Rows from a dataset of pages and code:
************

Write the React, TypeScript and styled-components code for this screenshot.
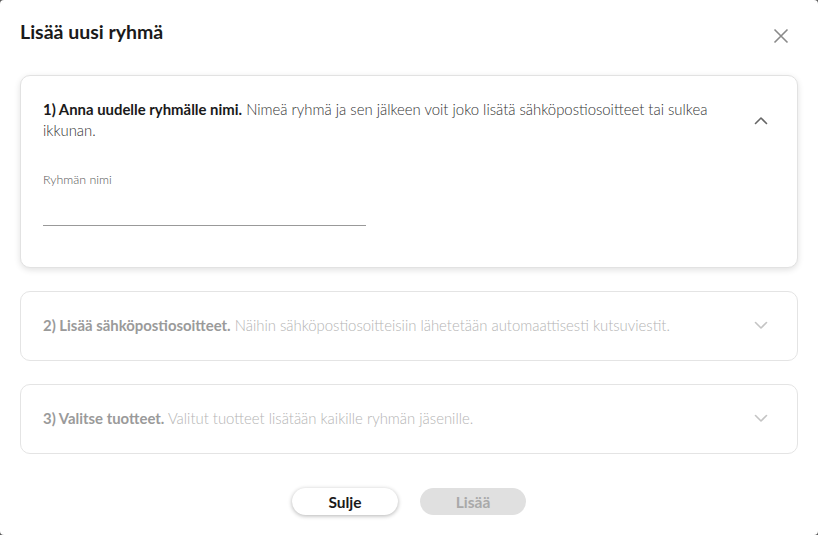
import React from 'react';
import styled, { createGlobalStyle } from 'styled-components';

const steps = [
  {
    title: '1) Anna uudelle ryhmälle nimi.',
    text: 'Nimeä ryhmä ja sen jälkeen voit joko lisätä sähköpostiosoitteet tai sulkea ikkunan.',
    open: true,
  },
  {
    title: '2) Lisää sähköpostiosoitteet.',
    text: 'Näihin sähköpostiosoitteisiin lähetetään automaattisesti kutsuviestit.',
    open: false,
  },
  {
    title: '3) Valitse tuotteet.',
    text: 'Valitut tuotteet lisätään kaikille ryhmän jäsenille.',
    open: false,
  },
];

const Chevron: React.FC<{ up: boolean }> = ({ up }) => (
  <svg width="14" height="9" viewBox="0 0 14 9" fill="none">
    <path
      d={up ? 'M1.5 7.5 L7 2 L12.5 7.5' : 'M1.5 1.5 L7 7 L12.5 1.5'}
      stroke="currentColor"
      strokeWidth="1.6"
      strokeLinecap="round"
      strokeLinejoin="round"
    />
  </svg>
);

const App: React.FC = () => {
  return (
    <>
      <GlobalStyle />
      <Modal>
        <Header>
          <Title>Lisää uusi ryhmä</Title>
          <CloseButton aria-label="Sulje">
            <svg width="16" height="16" viewBox="0 0 16 16">
              <path d="M1.5 1.5 L14.5 14.5 M14.5 1.5 L1.5 14.5" stroke="currentColor" strokeWidth="1.6" />
            </svg>
          </CloseButton>
        </Header>

        <Steps>
          {steps.map((s) => (
            <Card key={s.title} $open={s.open}>
              <CardHead>
                <StepText $open={s.open}>
                  <b>{s.title}</b>
                  <span> {s.text}</span>
                </StepText>
                <Toggle $open={s.open}>
                  <Chevron up={s.open} />
                </Toggle>
              </CardHead>
              {s.open && (
                <Field>
                  <Label>Ryhmän nimi</Label>
                  <Input />
                </Field>
              )}
            </Card>
          ))}
        </Steps>

        <Actions>
          <Button>Sulje</Button>
          <Button $disabled disabled>Lisää</Button>
        </Actions>
      </Modal>
    </>
  );
};

const GlobalStyle = createGlobalStyle`
  html, body {
    margin: 0;
    padding: 0;
    background: #5a5a5a;
  }
  body {
    font-family: Lato, "Noto Sans", sans-serif;
  }
`;

const Modal = styled.div`
  box-sizing: border-box;
  width: 818px;
  height: 535px;
  background: #fff;
  border-radius: 4px;
  padding: 20px 20px 0 20px;
  display: flex;
  flex-direction: column;
`;

const Header = styled.div`
  display: flex;
  justify-content: space-between;
  align-items: flex-start;
  height: 55px;
`;

const Title = styled.h2`
  margin: 0;
  font-size: 19.5px;
  line-height: 24px;
  font-weight: 700;
  color: #1a1a1a;
`;

const CloseButton = styled.button`
  border: none;
  background: none;
  padding: 0;
  margin: 8px 9px 0 0;
  color: #8a8a8a;
  cursor: pointer;
  display: flex;
`;

const Steps = styled.div`
  display: flex;
  flex-direction: column;
  gap: 23px;
`;

const Card = styled.div<{ $open: boolean }>`
  border: 1px solid ${(p) => (p.$open ? '#e2e2e2' : '#e4e4e4')};
  border-radius: 10px;
  padding: 23px 22px ${(p) => (p.$open ? '41px' : '24px')} 22px;
  box-shadow: ${(p) => (p.$open ? '0 2px 6px rgba(0, 0, 0, 0.12)' : 'none')};
  background: #fff;
`;

const CardHead = styled.div`
  display: flex;
  align-items: center;
  justify-content: space-between;
  gap: 40px;
`;

const StepText = styled.p<{ $open: boolean }>`
  margin: 0;
  font-size: 14.9px;
  line-height: 21px;
  font-weight: 300;
  color: ${(p) => (p.$open ? '#333' : '#b4b4b4')};
  b {
    font-weight: 700;
    color: ${(p) => (p.$open ? '#1a1a1a' : '#9a9a9a')};
  }
`;

const Toggle = styled.span<{ $open: boolean }>`
  display: flex;
  margin-right: 7px;
  color: ${(p) => (p.$open ? '#666' : '#c4c4c4')};
`;

const Field = styled.div`
  display: flex;
  flex-direction: column;
  margin-top: 32px;
  width: 323px;
`;

const Label = styled.label`
  font-size: 12.4px;
  line-height: 14px;
  font-weight: 300;
  color: #555;
`;

const Input = styled.input`
  border: none;
  border-bottom: 1px solid #999;
  outline: none;
  height: 38px;
  padding: 0;
  font-family: inherit;
  font-size: 14px;
`;

const Actions = styled.div`
  display: flex;
  justify-content: center;
  gap: 22px;
  margin-top: 34px;
`;

const Button = styled.button<{ $disabled?: boolean }>`
  width: 106px;
  height: 27px;
  border-radius: 14px;
  border: none;
  font-family: inherit;
  font-size: 15.5px;
  font-weight: 700;
  background: ${(p) => (p.$disabled ? '#e0e0e0' : '#fff')};
  color: ${(p) => (p.$disabled ? '#a9a9a9' : '#1a1a1a')};
  box-shadow: ${(p) => (p.$disabled ? 'none' : '0 1px 4px rgba(0, 0, 0, 0.3)')};
  cursor: ${(p) => (p.$disabled ? 'default' : 'pointer')};
`;

export default App;
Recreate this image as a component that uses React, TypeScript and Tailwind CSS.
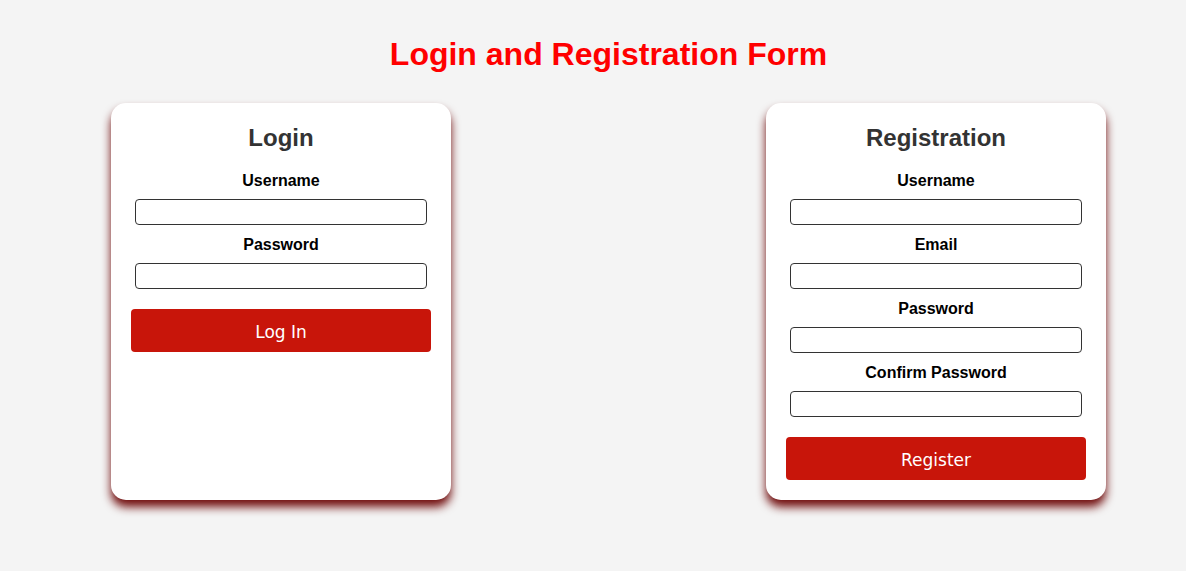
import React from "react";

function Field({ label }: { label: string }) {
  return (
    <div className="flex flex-col items-center">
      <label className="pt-[1px] text-[16px] font-bold leading-[18px] text-black">{label}</label>
      <input className="mt-[9px] mb-[10px] h-[26px] w-[292px] rounded-[4px] border border-[#333] bg-white" />
    </div>
  );
}

function Card({ title, fields, button }: { title: string; fields: string[]; button: string }) {
  return (
    <div className="flex w-[340px] flex-col items-center rounded-[15px] bg-white p-[20px] shadow-[0_7px_10px_rgba(105,0,0,0.95)]">
      <h2 className="mb-[19px] pt-[1px] text-[24px] font-bold leading-[28px] text-[#333]">{title}</h2>
      {fields.map((f) => (
        <Field key={f} label={f} />
      ))}
      <button
        className="mt-[10px] h-[43px] w-[300px] rounded-[4px] bg-[#c8150a] pt-[4px] text-[17px] text-white"
        style={{ fontFamily: "'DejaVu Sans', Verdana, sans-serif" }}
      >
        {button}
      </button>
    </div>
  );
}

export default function App() {
  return (
    <div
      className="min-h-[571px] w-full bg-[#f4f4f4] pl-[31px]"
      style={{ fontFamily: "'Liberation Sans', Arial, sans-serif" }}
    >
      <h1 className="pt-[36px] text-center text-[32px] font-bold leading-[37px] text-[#ff0000]">
        Login and Registration Form
      </h1>
      <div className="mt-[30px] flex items-stretch justify-center gap-[315px]">
        <Card title="Login" fields={["Username", "Password"]} button="Log In" />
        <Card
          title="Registration"
          fields={["Username", "Email", "Password", "Confirm Password"]}
          button="Register"
        />
      </div>
    </div>
  );
}
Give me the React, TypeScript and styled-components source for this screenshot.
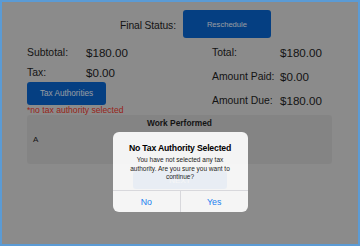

************

WHAT IS ASKED. Without including any picture, retype the entries exactly.

THE REPLY.
Write the React, TypeScript and styled-components code for this screenshot.
import React from 'react';
import styled, { createGlobalStyle } from 'styled-components';

const steps = [
  {
    title: '1) Anna uudelle ryhmälle nimi.',
    text: 'Nimeä ryhmä ja sen jälkeen voit joko lisätä sähköpostiosoitteet tai sulkea ikkunan.',
    open: true,
  },
  {
    title: '2) Lisää sähköpostiosoitteet.',
    text: 'Näihin sähköpostiosoitteisiin lähetetään automaattisesti kutsuviestit.',
    open: false,
  },
  {
    title: '3) Valitse tuotteet.',
    text: 'Valitut tuotteet lisätään kaikille ryhmän jäsenille.',
    open: false,
  },
];

const Chevron: React.FC<{ up: boolean }> = ({ up }) => (
  <svg width="14" height="9" viewBox="0 0 14 9" fill="none">
    <path
      d={up ? 'M1.5 7.5 L7 2 L12.5 7.5' : 'M1.5 1.5 L7 7 L12.5 1.5'}
      stroke="currentColor"
      strokeWidth="1.6"
      strokeLinecap="round"
      strokeLinejoin="round"
    />
  </svg>
);

const App: React.FC = () => {
  return (
    <>
      <GlobalStyle />
      <Modal>
        <Header>
          <Title>Lisää uusi ryhmä</Title>
          <CloseButton aria-label="Sulje">
            <svg width="16" height="16" viewBox="0 0 16 16">
              <path d="M1.5 1.5 L14.5 14.5 M14.5 1.5 L1.5 14.5" stroke="currentColor" strokeWidth="1.6" />
            </svg>
          </CloseButton>
        </Header>

        <Steps>
          {steps.map((s) => (
            <Card key={s.title} $open={s.open}>
              <CardHead>
                <StepText $open={s.open}>
                  <b>{s.title}</b>
                  <span> {s.text}</span>
                </StepText>
                <Toggle $open={s.open}>
                  <Chevron up={s.open} />
                </Toggle>
              </CardHead>
              {s.open && (
                <Field>
                  <Label>Ryhmän nimi</Label>
                  <Input />
                </Field>
              )}
            </Card>
          ))}
        </Steps>

        <Actions>
          <Button>Sulje</Button>
          <Button $disabled disabled>Lisää</Button>
        </Actions>
      </Modal>
    </>
  );
};

const GlobalStyle = createGlobalStyle`
  html, body {
    margin: 0;
    padding: 0;
    background: #5a5a5a;
  }
  body {
    font-family: Lato, "Noto Sans", sans-serif;
  }
`;

const Modal = styled.div`
  box-sizing: border-box;
  width: 818px;
  height: 535px;
  background: #fff;
  border-radius: 4px;
  padding: 20px 20px 0 20px;
  display: flex;
  flex-direction: column;
`;

const Header = styled.div`
  display: flex;
  justify-content: space-between;
  align-items: flex-start;
  height: 55px;
`;

const Title = styled.h2`
  margin: 0;
  font-size: 19.5px;
  line-height: 24px;
  font-weight: 700;
  color: #1a1a1a;
`;

const CloseButton = styled.button`
  border: none;
  background: none;
  padding: 0;
  margin: 8px 9px 0 0;
  color: #8a8a8a;
  cursor: pointer;
  display: flex;
`;

const Steps = styled.div`
  display: flex;
  flex-direction: column;
  gap: 23px;
`;

const Card = styled.div<{ $open: boolean }>`
  border: 1px solid ${(p) => (p.$open ? '#e2e2e2' : '#e4e4e4')};
  border-radius: 10px;
  padding: 23px 22px ${(p) => (p.$open ? '41px' : '24px')} 22px;
  box-shadow: ${(p) => (p.$open ? '0 2px 6px rgba(0, 0, 0, 0.12)' : 'none')};
  background: #fff;
`;

const CardHead = styled.div`
  display: flex;
  align-items: center;
  justify-content: space-between;
  gap: 40px;
`;

const StepText = styled.p<{ $open: boolean }>`
  margin: 0;
  font-size: 14.9px;
  line-height: 21px;
  font-weight: 300;
  color: ${(p) => (p.$open ? '#333' : '#b4b4b4')};
  b {
    font-weight: 700;
    color: ${(p) => (p.$open ? '#1a1a1a' : '#9a9a9a')};
  }
`;

const Toggle = styled.span<{ $open: boolean }>`
  display: flex;
  margin-right: 7px;
  color: ${(p) => (p.$open ? '#666' : '#c4c4c4')};
`;

const Field = styled.div`
  display: flex;
  flex-direction: column;
  margin-top: 32px;
  width: 323px;
`;

const Label = styled.label`
  font-size: 12.4px;
  line-height: 14px;
  font-weight: 300;
  color: #555;
`;

const Input = styled.input`
  border: none;
  border-bottom: 1px solid #999;
  outline: none;
  height: 38px;
  padding: 0;
  font-family: inherit;
  font-size: 14px;
`;

const Actions = styled.div`
  display: flex;
  justify-content: center;
  gap: 22px;
  margin-top: 34px;
`;

const Button = styled.button<{ $disabled?: boolean }>`
  width: 106px;
  height: 27px;
  border-radius: 14px;
  border: none;
  font-family: inherit;
  font-size: 15.5px;
  font-weight: 700;
  background: ${(p) => (p.$disabled ? '#e0e0e0' : '#fff')};
  color: ${(p) => (p.$disabled ? '#a9a9a9' : '#1a1a1a')};
  box-shadow: ${(p) => (p.$disabled ? 'none' : '0 1px 4px rgba(0, 0, 0, 0.3)')};
  cursor: ${(p) => (p.$disabled ? 'default' : 'pointer')};
`;

export default App;
Recreate this image as a component that uses React, TypeScript and Tailwind CSS.
import React from "react";

function Field({ label }: { label: string }) {
  return (
    <div className="flex flex-col items-center">
      <label className="pt-[1px] text-[16px] font-bold leading-[18px] text-black">{label}</label>
      <input className="mt-[9px] mb-[10px] h-[26px] w-[292px] rounded-[4px] border border-[#333] bg-white" />
    </div>
  );
}

function Card({ title, fields, button }: { title: string; fields: string[]; button: string }) {
  return (
    <div className="flex w-[340px] flex-col items-center rounded-[15px] bg-white p-[20px] shadow-[0_7px_10px_rgba(105,0,0,0.95)]">
      <h2 className="mb-[19px] pt-[1px] text-[24px] font-bold leading-[28px] text-[#333]">{title}</h2>
      {fields.map((f) => (
        <Field key={f} label={f} />
      ))}
      <button
        className="mt-[10px] h-[43px] w-[300px] rounded-[4px] bg-[#c8150a] pt-[4px] text-[17px] text-white"
        style={{ fontFamily: "'DejaVu Sans', Verdana, sans-serif" }}
      >
        {button}
      </button>
    </div>
  );
}

export default function App() {
  return (
    <div
      className="min-h-[571px] w-full bg-[#f4f4f4] pl-[31px]"
      style={{ fontFamily: "'Liberation Sans', Arial, sans-serif" }}
    >
      <h1 className="pt-[36px] text-center text-[32px] font-bold leading-[37px] text-[#ff0000]">
        Login and Registration Form
      </h1>
      <div className="mt-[30px] flex items-stretch justify-center gap-[315px]">
        <Card title="Login" fields={["Username", "Password"]} button="Log In" />
        <Card
          title="Registration"
          fields={["Username", "Email", "Password", "Confirm Password"]}
          button="Register"
        />
      </div>
    </div>
  );
}
Give me the React, TypeScript and styled-components source for this screenshot.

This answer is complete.